On Baseball Reference, there’s the list of players a guy is most similar to for their career, and most similar to through their current age. There’s some difference between the two. Using the Trout example from earlier, his most similar player career-to-career is Paul Goldschmidt, since both have only been around a handful of years with incredible offensive output. The number one most similar player to Encarnacion is Jose Bautista, which is funny. He’s a year older than Encarnacion too, with a very similar approach and power level. Other players on that list include Jay Buhner, David Justice and Danny Tartabull. In digging through these guys, one consistent thing popped out - injury and missing time after 33. We saw Bautista sapped of power, only playing 116 games with a 117 OPS+. Buhner, famously rocket armed and traded for Ken Phelps, averaged 72 games a year from 34 to the end of his career. David Justice played 111 and 118 games at 35 and 36 before retiring. Again, this is all a long way of saying, health is paramount to this signing working out. Not groundbreaking, but just straightforward and true.  Whether his game will age well is the real question, but he doesn't rely on speed, just power. David Ortiz showed us this past year that the long ball can hang around, even as the legs fade. If he can avoid freak injuries, Encarnacion could be a great Indian.

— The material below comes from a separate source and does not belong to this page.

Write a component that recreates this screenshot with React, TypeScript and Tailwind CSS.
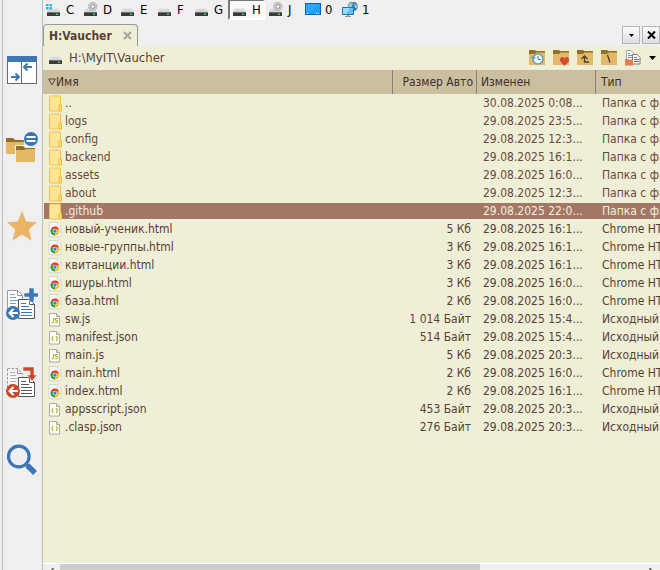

No two players are actually the same person, regardless of how their numbers line up. Encarnacion has been excellent for several years and is just the type of player fans have pined after for years. We don’t know how he takes care of himself,  and can't see to the future as to whether this will be a Stargell type mid to late career or if he’ll turn out like so many of those players he’s compared to. He doesn’t need to carry the team, but if Encarnacion can just take the field consistently and bash for a couple seasons, that’s all we can ask of him.